Als Beiersdorfer ging, fing alles an
Alles fing damit an, dass Sportdirektor Dietmar Beiersdorfer im Juni 2009 seiner Entlassung zuvorkam und den Hamburger SV verließ, um Sportdirektor beim österreichischen Erstligisten Red Bull Salzburg zu werden. Seitdem sucht der HSV einen Nachfolger – und lässt die Öffentlichkeit daran teilhaben. Im Gespräch waren: Klubmanager Bernd Wehmeyer, Ex-Bayern-Profi Oliver Kreuzer, Spielerberater Roman Grill, Nürnbergs Sportvorstand Martin Bader, der damalige Stuttgarter Manager Horst Heldt, Ex-Kapitän Nico-Jan Hoogma sowie die früheren Profis Sergej Barbarez und und Stefan Beinlich.
DFB-Chefscout Urs Siegenthaler schließlich hatte schon einen Vertrag unterschrieben, dann gab es Streit um Kompetenzen, Siegenthaler blieb da, wo er heute noch ist. Und der HSV gab Bastian Reinhardt den Job. Der hat sich, wie Vereinschef Bernd Hoffmann verlauten ließ, inzwischen mit Veh ausgesprochen. "Wir haben zudem vereinbart, dass wir ab sofort wieder miteinander und nicht übereinander sprechen. Schon gar nicht in den Medien, wie jüngst geschehen." Nun wollen sie also schweigen. Nicht der schlechteste Vorsatz.

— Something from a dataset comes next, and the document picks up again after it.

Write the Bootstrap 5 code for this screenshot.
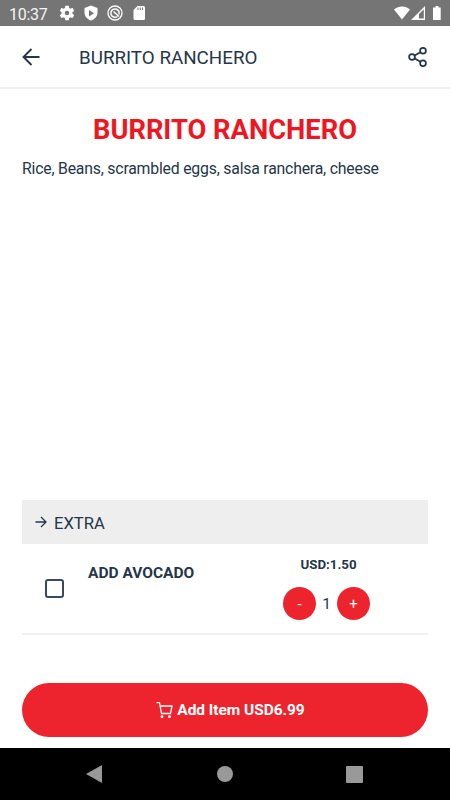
<!DOCTYPE html>
<html lang="en">
<head>
<meta charset="utf-8">
<meta name="viewport" content="width=device-width, initial-scale=1">
<title>Burrito Ranchero</title>
<link href="https://cdn.jsdelivr.net/npm/bootstrap@5.3.0/dist/css/bootstrap.min.css" rel="stylesheet">
<style>
  body { font-family: Roboto, "Liberation Sans", sans-serif; color: #25364a; line-height: 1.2; overflow: hidden; }
  svg { display: block; flex: none; }
  .screen { height: 800px; }
  .status-bar { height: 26px; background: #757575; padding: 0 7px 0 9px; }
  .clock { font-size: 16px; width: 50px; color: #f4f4f4; letter-spacing: -.3px; padding-top: 3px; }
  .app-bar { height: 63px; border-bottom: 2px solid #f0f0f0; padding: 0 22px 0 21px; }
  .app-title { font-size: 18.8px; margin-left: 37px; padding-top: 4px; }
  .content { padding: 0 22px; }
  .dish-name { font-size: 27.3px; color: #ee1621; margin: 25px 0 0; line-height: 32px; }
  .dish-text { font-size: 15.8px; letter-spacing: -.2px; line-height: 20px; margin: 13px 0 0; }
  .options { margin-bottom: 48px; }
  .group-head { height: 44px; background: #eee; font-size: 16.6px; padding-left: 13px; gap: 7px; }
  .group-name { padding-top: 3px; }
  .option { height: 91px; border-bottom: 2px solid #f1f1f1; }
  .option-check { width: 19px; height: 19px; margin: 35px 0 0 23px; border: 2px solid #3a495d; border-radius: 3px; background: #fff; }
  .option-name { font-size: 15.5px; line-height: 20px; margin: 19px 0 0 24px; }
  .option-side { width: 87px; margin-right: 58px; }
  .price { font-size: 13.3px; line-height: 18px; margin: 12px 0 0 4px; }
  .stepper { margin-top: 13px; font-size: 15.5px; }
  .step-count { padding-top: 2px; }
  .round-btn { width: 33px; height: 33px; background: #ed242e; color: #fff; font-size: 15px; line-height: 1; padding: 2px 0 0; }
  .buy { height: 54px; margin: 0 22px 11px; background: #ed242e; color: #fff; font-size: 15.5px; letter-spacing: -.05px; }
  .buy-label { padding-top: 2px; }
  .buy-inner { gap: 4px; margin-left: 11px; }
  .nav-keys { height: 52px; background: #000; padding: 0 87px 0 86px; }
</style>
<script src="https://cdn.jsdelivr.net/npm/bootstrap@5.3.0/dist/js/bootstrap.bundle.min.js"></script>
</head>
<body>
<div class="screen d-flex flex-column bg-white">
  <div class="status-bar d-flex align-items-center">
    <span class="clock">10:37</span>
    <svg width="16" height="16" viewBox="1.500 1.500 21 21" fill="#fff"><path d="M19.14 12.94c.04-.3.06-.61.06-.94s-.02-.64-.07-.94l2.03-1.58a.5.5 0 0 0 .12-.61l-1.92-3.32a.5.5 0 0 0-.59-.22l-2.39.96a7 7 0 0 0-1.62-.94l-.36-2.54A.48.48 0 0 0 13.92 2.400h-3.84a.48.48 0 0 0-.47.41l-.36 2.54c-.59.24-1.13.57-1.62.94l-2.39-.96a.5.5 0 0 0-.59.22L2.740 8.870a.48.48 0 0 0 .12.61l2.03 1.58a6 6 0 0 0 0 1.880l-2.030 1.580a.5.5 0 0 0-.12.61l1.920 3.320c.12.22.37.29.59.22l2.390-.96c.5.38 1.030.7 1.620.94l.36 2.540c.05.24.24.41.48.41h3.840c.24 0 .44-.17.47-.41l.36-2.540c.59-.24 1.130-.56 1.620-.94l2.390.96c.22.08.47 0 .59-.22l1.920-3.320a.48.48 0 0 0-.12-.61zM12 15a3 3 0 1 1 0-6 3 3 0 0 1 0 6z"/></svg>
    <svg class="ms-2" width="16" height="16" viewBox="0 0 16 16"><path fill="#fff" d="M8 .5 14.500 3v4.500c0 3.700-2.500 6.700-6.500 8-4-1.300-6.500-4.300-6.500-8V3z"/><path fill="#757575" d="m6 5 5 3.200-5 3.200z"/></svg>
    <svg class="ms-2" width="16" height="16" viewBox="0 0 16 16" fill="none" stroke="#fff"><circle cx="8" cy="8" r="7" stroke-width="1.300"/><path d="M10.500 11.500a4.200 4.200 0 1 1 1.500-2" stroke-width="1.500"/><path d="m6.500 6.500 5.500 5" stroke-width="1.500"/></svg>
    <svg class="ms-2" width="16" height="16" viewBox="0 0 16 16"><path fill="#fff" d="M6.500 1H12.500q1.500 0 1.500 1.500v11Q14 15 12.500 15H4q-1.500 0-1.500-1.500V5z"/><path stroke="#757575" d="M7 2.500V5M9.300 2.500V5M11.600 2.500V5"/></svg>
    <svg class="ms-auto" width="50" height="16" viewBox="0 0 50 16"><path fill="#fff" d="M1 4.500C5.500.5 12.500.5 17 4.500L9 14.500z"/><path fill="#fff" fill-rule="evenodd" d="M32 1v14H18zM30.800 4.200v9.300H26V9z"/><path fill="#fff" d="M42.500 1h3v1.500h2.200V15h-7.700V2.500h2.500z"/></svg>
  </div>
  <header class="app-bar d-flex align-items-center">
    <svg width="21" height="20" viewBox="0 0 21 20" fill="none" stroke="#25364a" stroke-width="1.900"><path d="M18.500 10H2.500M10.500 2 2.500 10l8 8"/></svg>
    <span class="app-title">BURRITO RANCHERO</span>
    <svg class="ms-auto" width="20" height="20" viewBox="0 0 20 20" fill="none" stroke="#25364a" stroke-width="1.700"><circle cx="4" cy="10" r="2.900"/><circle cx="15" cy="3.800" r="2.900"/><circle cx="15" cy="16.200" r="2.900"/><path d="m6.600 8.600 5.800-3.300M6.600 11.400l5.800 3.300"/></svg>
  </header>
  <main class="content flex-grow-1 d-flex flex-column">
    <h1 class="dish-name text-center fw-bold">BURRITO RANCHERO</h1>
    <p class="dish-text">Rice, Beans, scrambled eggs, salsa ranchera, cheese</p>
    <section class="options mt-auto">
      <div class="group-head d-flex align-items-center">
        <svg width="12" height="12" viewBox="0 0 12 12" fill="none" stroke="#25364a" stroke-width="1.300"><path d="M.5 6H11M6 1l5 5-5 5"/></svg>
        <span class="group-name">EXTRA</span>
      </div>
      <div class="option d-flex align-items-start">
        <span class="option-check" role="checkbox" aria-checked="false"></span>
        <span class="option-name fw-bold">ADD AVOCADO</span>
        <div class="option-side ms-auto text-center">
          <div class="price fw-bold">USD:1.50</div>
          <div class="stepper d-flex justify-content-between align-items-center">
            <button class="round-btn btn rounded-circle border-0">-</button>
            <span class="step-count">1</span>
            <button class="round-btn btn rounded-circle border-0">+</button>
          </div>
        </div>
      </div>
    </section>
  </main>
  <button class="buy btn rounded-pill border-0 p-0 fw-bold d-flex justify-content-center align-items-center">
    <span class="buy-inner d-flex align-items-center">
      <svg width="17" height="17" viewBox="0 0 17 17" fill="none" stroke="#fff" stroke-width="1.300"><path d="M.5 .7H3.500L5.500 11.500H14.500L16 4H4"/><circle cx="6" cy="14.800" r=".8" fill="#fff"/><circle cx="13.500" cy="14.800" r=".8" fill="#fff"/></svg>
      <span class="buy-label">Add Item USD6.99</span>
    </span>
  </button>
  <nav class="nav-keys d-flex justify-content-between align-items-center">
    <svg width="17" height="18" viewBox="0 0 17 18"><path fill="#999" d="M16 0v18L0 9z"/></svg>
    <svg width="16" height="16" viewBox="0 0 16 16"><circle cx="8" cy="8" r="8" fill="#999"/></svg>
    <svg width="17" height="17" viewBox="0 0 17 17"><rect width="17" height="17" rx="1" fill="#999"/></svg>
  </nav>
</div>
</body>
</html>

Sammer als ewiger DFB-Jugendwart
Und Matthias Sammer? Hat sich bis auf weiteres für jeden vergleichbaren Job disqualifiziert. Während die Hamburger für ihre ebenso verzweifelte wie peinliche Suche nach einem Sportdirektor nur noch Mitleid verdienen, ist er der große Verlierer dieser Posse. Denn dass Aufsichtsrat Rieckhoff aus welchen Motiven auch immer zu früh und zu viel geplaudert hat, ist der eine Teil der Wahrheit. Der andere Teil ist, dass er es nach wochenlangen Verhandlungen und einem bereits bis in die Details ausgehandelten Vertrag getan hat. Da ist die Hoffnung, dass der Deal kurz vor dem Abschluss steht, nicht völlig abwegig.
Matthias Sammer aber erinnerte sich plötzlich daran, dass er ja noch bis 2013 einen Vertrag beim Deutschen Fußball-Bund und eine Familie in München hat. Und sagte ab. Ein starkes Stück. Seine ohnehin im Kompetenzstreit mit Bundestrainer Joachim Löw geschwächte Position im Verband hat er damit nicht gestärkt. Bereits in den kommenden Tagen droht Sammer eine weitere Schwächung, wenn der DFB den Vertrag seines U-21-Nationaltrainers Rainer Adrion verlängert. So wie es Löw wünscht und gegen den Willen Sammers. Nun bleibt er halt der "ewige DFB-Jugendwart", wie es die "Frankfurter Allgemeine Zeitung" formulierte. "Ein Mann, der nicht weiß, was er will." Denn, so schreibt die Zeitung weiter: "Wer sich auf Vertragsgespräche einlässt, seinen Anwalt dabei hinzuzieht und sogar sein mögliches Begleitpersonal auf dem Weg zum HSV benannt hat, sollte post festum zumindest nicht die Unschuld vom Lande spielen."
Am Ende können sie in Hamburg sogar froh sein, dass dieser Mann sich gegen sie entschieden hat. Zumal sie ja ab sofort eisern schweigen.